Cuando supo Cervantes que un tal de Avellaneda le había secuestrado a Don Quijote para encerrarlo en la casa del Nuncio de Toledo, se apresuró a desfacer el agravio con el más definitivo: el de su fin y acabamiento. Justificó ante el lector el final de la historia con unas melancólicas palabras: «en ella te doy a don Quijote dilatado y, finalmente, muerto y sepultado, porque ninguno se atreva a levantarle nuevos testimonios».
No fue el caso de Dumas, que aun parece que llegó a proyectar un cuarto episodio. Pero los años no pasan en balde para mosqueteros, reyes ni cardenales. Y ha de ser un joven Luis XIV el que se encarga de recordárselo a D’Artagnan: «¿Creéis seguir viviendo en un siglo en el que los reyes estaban, como vos os quejáis de haberlo estado, a las órdenes y a la discreción de sus inferiores?… Estoy fundando un Estado en el que solo habrá un amo, como ya os lo prometí en otra ocasión; ha llegado el momento de cumplir mi promesa». Y añadió: «¡La cabeza soy yo!».
En efecto, han pasado 35 años y ahora «el Estado es Él». Las aventuras son más cortesanas, y el dinero modela fondo y forma. Reconocemos la pluma jovial de Dumas en el perfil de personajes históricos: La Fontaine resulta ser un curioso humorista; y Molière, observador de la naturaleza humana, se inspirará en Porthos para redondear su dibujo de “Le burgeois gentilhomme”.

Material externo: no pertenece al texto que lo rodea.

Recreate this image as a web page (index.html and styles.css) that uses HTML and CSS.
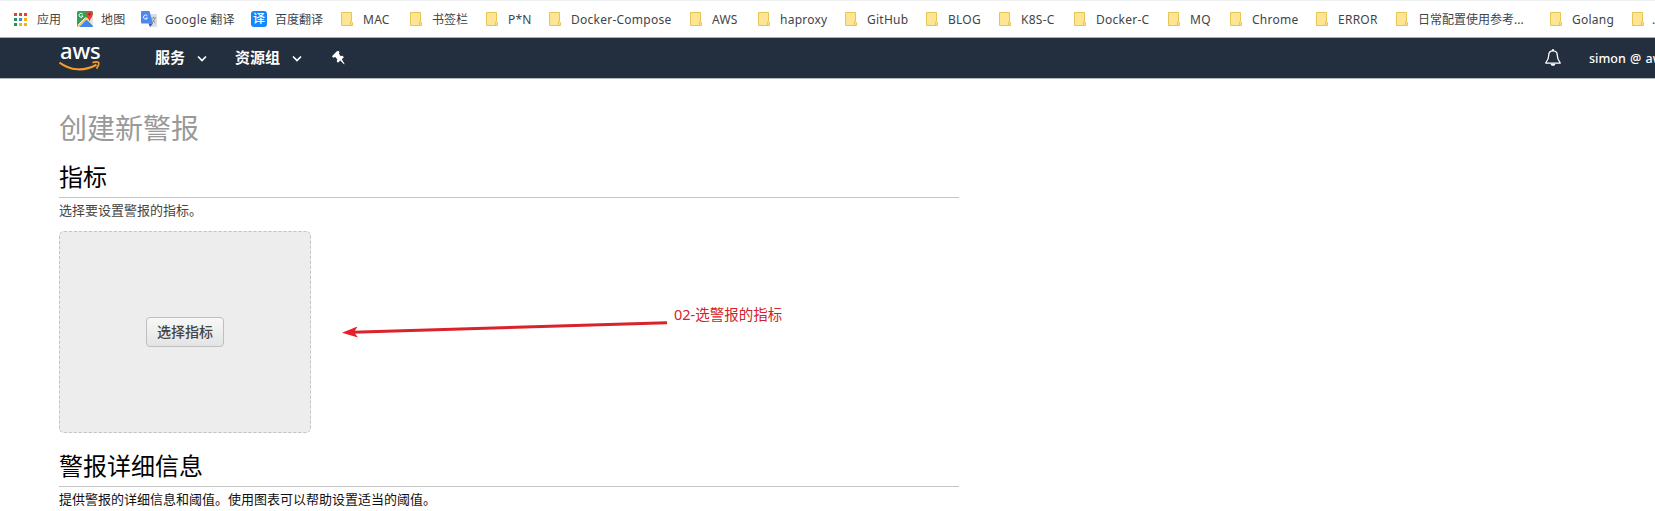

La melancolía invade los últimos capítulos de la novela, que acaba adquiriendo tintes épicos, y es acaso en esas páginas donde Dumas da lo mejor de sí mismo (si bien es cierto que no podría hacerlo si antes no hubiera dado todo lo anterior). La muerte de Porthos es el canto homérico de la muerte mitológica de un Titán, o la bíblica de Sansón. Y D’Artagnan, que se había preguntado: «¿Qué le queda al hombre después de la juventud, después del amor, después de la gloria, después de la amistad, después de la fuerza, después de la riqueza?…», concluirá con un suspiro: «Porthos era todo corazón».